Written by Jarrod Dicker, Jonathan Glick, Brian Flynn, Matt Stephenson and Tal Shachar
Implicit in the name ‘Web3’ is the expectation of replacement. In technology, versions are successors. When the new model comes out, we upgrade and the older one is replaced and forgotten.
Is this what we mean when we refer to Web3? Will it replace the set of principles, technologies, and behaviors that we’ve come to know as Web 2.0? (Is this even the way that phases of the Internet works?)

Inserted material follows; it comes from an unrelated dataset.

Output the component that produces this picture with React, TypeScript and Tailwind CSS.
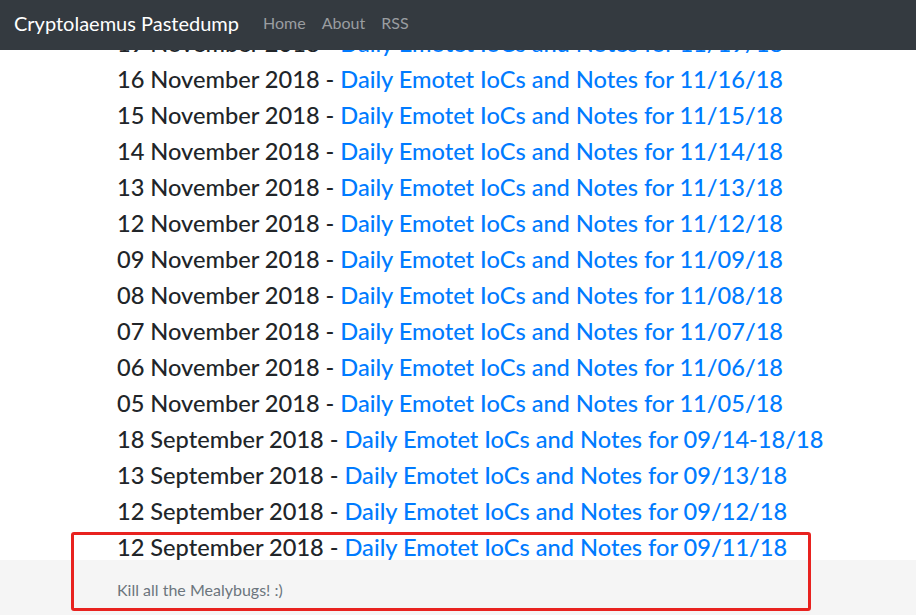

Many blockchain enthusiasts seem to suggest as much. As the term Web 2.0 has become closely associated with centralized social networks like Twitter and Facebook, and as those networks have become increasingly politically powerful -- with arbitrary, capricious or simply incompetent moderation policies not to mention potentially societally harmful business practices -- it is common to hear crypto folks imply that decentralized applications would do a better job. Community-owned networks would be fairer, in that the users who created the content and attracted new members would fully participate, as token holders, in the value they created. The distribution of content could be based on meaningful values like reputation and expertise, rather than gamified outrage and algorithmically rewarded hype. And governance, like moderation policies, would be driven by the entire community, rather than a small club of executives and their handpicked oversight committees made up of insiders looking to maximize their own wealth or security. The attractiveness of this superior model, it is proposed, will lure in key influencers, provide a better user experience, and propel a shift from the old social platforms to the new.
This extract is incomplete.